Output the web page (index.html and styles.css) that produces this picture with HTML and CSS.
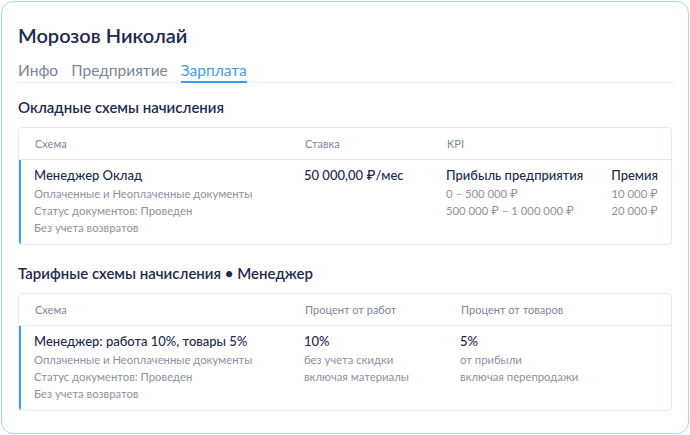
FILE: index.html
```html
<!DOCTYPE html>
<html lang="ru">
<head>
<meta charset="utf-8">
<link rel="stylesheet" href="styles.css">
</head>
<body>
<div class="card">
  <h1 class="name">Морозов Николай</h1>
  <nav class="tabs">
    <span class="tab">Инфо</span>
    <span class="tab">Предприятие</span>
    <span class="tab active">Зарплата</span>
  </nav>

  <h2 class="section">Окладные схемы начисления</h2>
  <div class="table t1">
    <div class="row head">
      <div class="c1">Схема</div>
      <div class="c2">Ставка</div>
      <div class="c3">KPI</div>
    </div>
    <div class="row body">
      <div class="c1">
        <div class="main">Менеджер Оклад</div>
        <div class="sub">Оплаченные и Неоплаченные документы</div>
        <div class="sub">Статус документов: Проведен</div>
        <div class="sub">Без учета возвратов</div>
      </div>
      <div class="c2"><div class="main">50 000,00 ₽/мес</div></div>
      <div class="c3 kpi">
        <div class="kpi-col">
          <div class="main">Прибыль предприятия</div>
          <div class="sub">0 – 500 000 ₽</div>
          <div class="sub">500 000 ₽ – 1 000 000 ₽</div>
        </div>
        <div class="kpi-col right">
          <div class="main">Премия</div>
          <div class="sub">10 000 ₽</div>
          <div class="sub">20 000 ₽</div>
        </div>
      </div>
    </div>
  </div>

  <h2 class="section s2">Тарифные схемы начисления • Менеджер</h2>
  <div class="table t2">
    <div class="row head">
      <div class="c1">Схема</div>
      <div class="c2">Процент от работ</div>
      <div class="c3">Процент от товаров</div>
    </div>
    <div class="row body">
      <div class="c1">
        <div class="main">Менеджер: работа 10%, товары 5%</div>
        <div class="sub">Оплаченные и Неоплаченные документы</div>
        <div class="sub">Статус документов: Проведен</div>
        <div class="sub">Без учета возвратов</div>
      </div>
      <div class="c2">
        <div class="main">10%</div>
        <div class="sub">без учета скидки</div>
        <div class="sub">включая материалы</div>
      </div>
      <div class="c3">
        <div class="main">5%</div>
        <div class="sub">от прибыли</div>
        <div class="sub">включая перепродажи</div>
      </div>
    </div>
  </div>
</div>
</body>
</html>
```
FILE: styles.css
```css
* { box-sizing: border-box; }
html, body { margin: 0; padding: 0; background: #ffffff; }
body {
  font-family: Lato, Inter, "Noto Sans", "Liberation Sans", sans-serif;
  color: #1c2a4e;
  padding: 1px;
}
.card {
  width: 688px;
  height: 433px;
  border: 1px solid #a9d3f7;
  border-radius: 12px;
  padding: 20px 16px 0 16px;
  background: #fff;
}
.name {
  margin: 0;
  font-size: 20px;
  font-weight: 600;
  line-height: 26px;
  color: #1c2a4e;
}
.tabs {
  display: flex;
  gap: 13px;
  margin-top: 12px;
  border-bottom: 1px solid #e6f0fa;
  margin-right: -3px;
}
.tab {
  font-size: 15.5px;
  line-height: 20px;
  padding-bottom: 1px;
  color: #7b8593;
  border-bottom: 2px solid transparent;
  margin-bottom: -1px;
}
.tab.active {
  color: #3d9bf2;
  border-bottom-color: #3d9bf2;
}
.section {
  margin: 14px 0 0 0;
  font-size: 15px;
  font-weight: 600;
  line-height: 20px;
  color: #1c2a4e;
}
.section.s2 { margin-top: 18px; }
.table {
  margin-top: 10px;
  border: 1px solid #e1ebf6;
  border-radius: 4px;
  overflow: hidden;
}
.row {
  display: grid;
  grid-template-columns: 270px 142px 1fr;
  padding-left: 16px;
  padding-right: 13px;
}
.t2 .row { grid-template-columns: 270px 156px 1fr; }
.row.head {
  height: 32px;
  align-items: center;
  font-size: 11px;
  color: #7d8896;
  border-bottom: 1px solid #e1ebf6;
}
.row.body {
  border-left: 3px solid #3d9bf2;
  padding-left: 13px;
  padding-top: 7px;
  padding-bottom: 8px;
  margin-left: -1px;
}
.main {
  font-size: 13px;
  line-height: 17px;
  font-weight: 500;
  color: #1c2a4e;
  margin-bottom: 1px;
}
.sub {
  font-size: 11.3px;
  line-height: 17px;
  color: #8a93a0;
}
.kpi {
  display: flex;
  justify-content: space-between;
}
.kpi-col.right { text-align: right; }
```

◆ ◆ ◆ ◆

*Exercise description*
Every line above should be returned exactly; the pictures stay out.

*Solution to the exercise*
Output the web page (index.html and styles.css) that produces this picture with HTML and CSS.
FILE: index.html
```html
<!DOCTYPE html>
<html lang="ru">
<head>
<meta charset="utf-8">
<link rel="stylesheet" href="styles.css">
</head>
<body>
<div class="card">
  <h1 class="name">Морозов Николай</h1>
  <nav class="tabs">
    <span class="tab">Инфо</span>
    <span class="tab">Предприятие</span>
    <span class="tab active">Зарплата</span>
  </nav>

  <h2 class="section">Окладные схемы начисления</h2>
  <div class="table t1">
    <div class="row head">
      <div class="c1">Схема</div>
      <div class="c2">Ставка</div>
      <div class="c3">KPI</div>
    </div>
    <div class="row body">
      <div class="c1">
        <div class="main">Менеджер Оклад</div>
        <div class="sub">Оплаченные и Неоплаченные документы</div>
        <div class="sub">Статус документов: Проведен</div>
        <div class="sub">Без учета возвратов</div>
      </div>
      <div class="c2"><div class="main">50 000,00 ₽/мес</div></div>
      <div class="c3 kpi">
        <div class="kpi-col">
          <div class="main">Прибыль предприятия</div>
          <div class="sub">0 – 500 000 ₽</div>
          <div class="sub">500 000 ₽ – 1 000 000 ₽</div>
        </div>
        <div class="kpi-col right">
          <div class="main">Премия</div>
          <div class="sub">10 000 ₽</div>
          <div class="sub">20 000 ₽</div>
        </div>
      </div>
    </div>
  </div>

  <h2 class="section s2">Тарифные схемы начисления • Менеджер</h2>
  <div class="table t2">
    <div class="row head">
      <div class="c1">Схема</div>
      <div class="c2">Процент от работ</div>
      <div class="c3">Процент от товаров</div>
    </div>
    <div class="row body">
      <div class="c1">
        <div class="main">Менеджер: работа 10%, товары 5%</div>
        <div class="sub">Оплаченные и Неоплаченные документы</div>
        <div class="sub">Статус документов: Проведен</div>
        <div class="sub">Без учета возвратов</div>
      </div>
      <div class="c2">
        <div class="main">10%</div>
        <div class="sub">без учета скидки</div>
        <div class="sub">включая материалы</div>
      </div>
      <div class="c3">
        <div class="main">5%</div>
        <div class="sub">от прибыли</div>
        <div class="sub">включая перепродажи</div>
      </div>
    </div>
  </div>
</div>
</body>
</html>
```
FILE: styles.css
```css
* { box-sizing: border-box; }
html, body { margin: 0; padding: 0; background: #ffffff; }
body {
  font-family: Lato, Inter, "Noto Sans", "Liberation Sans", sans-serif;
  color: #1c2a4e;
  padding: 1px;
}
.card {
  width: 688px;
  height: 433px;
  border: 1px solid #a9d3f7;
  border-radius: 12px;
  padding: 20px 16px 0 16px;
  background: #fff;
}
.name {
  margin: 0;
  font-size: 20px;
  font-weight: 600;
  line-height: 26px;
  color: #1c2a4e;
}
.tabs {
  display: flex;
  gap: 13px;
  margin-top: 12px;
  border-bottom: 1px solid #e6f0fa;
  margin-right: -3px;
}
.tab {
  font-size: 15.5px;
  line-height: 20px;
  padding-bottom: 1px;
  color: #7b8593;
  border-bottom: 2px solid transparent;
  margin-bottom: -1px;
}
.tab.active {
  color: #3d9bf2;
  border-bottom-color: #3d9bf2;
}
.section {
  margin: 14px 0 0 0;
  font-size: 15px;
  font-weight: 600;
  line-height: 20px;
  color: #1c2a4e;
}
.section.s2 { margin-top: 18px; }
.table {
  margin-top: 10px;
  border: 1px solid #e1ebf6;
  border-radius: 4px;
  overflow: hidden;
}
.row {
  display: grid;
  grid-template-columns: 270px 142px 1fr;
  padding-left: 16px;
  padding-right: 13px;
}
.t2 .row { grid-template-columns: 270px 156px 1fr; }
.row.head {
  height: 32px;
  align-items: center;
  font-size: 11px;
  color: #7d8896;
  border-bottom: 1px solid #e1ebf6;
}
.row.body {
  border-left: 3px solid #3d9bf2;
  padding-left: 13px;
  padding-top: 7px;
  padding-bottom: 8px;
  margin-left: -1px;
}
.main {
  font-size: 13px;
  line-height: 17px;
  font-weight: 500;
  color: #1c2a4e;
  margin-bottom: 1px;
}
.sub {
  font-size: 11.3px;
  line-height: 17px;
  color: #8a93a0;
}
.kpi {
  display: flex;
  justify-content: space-between;
}
.kpi-col.right { text-align: right; }
```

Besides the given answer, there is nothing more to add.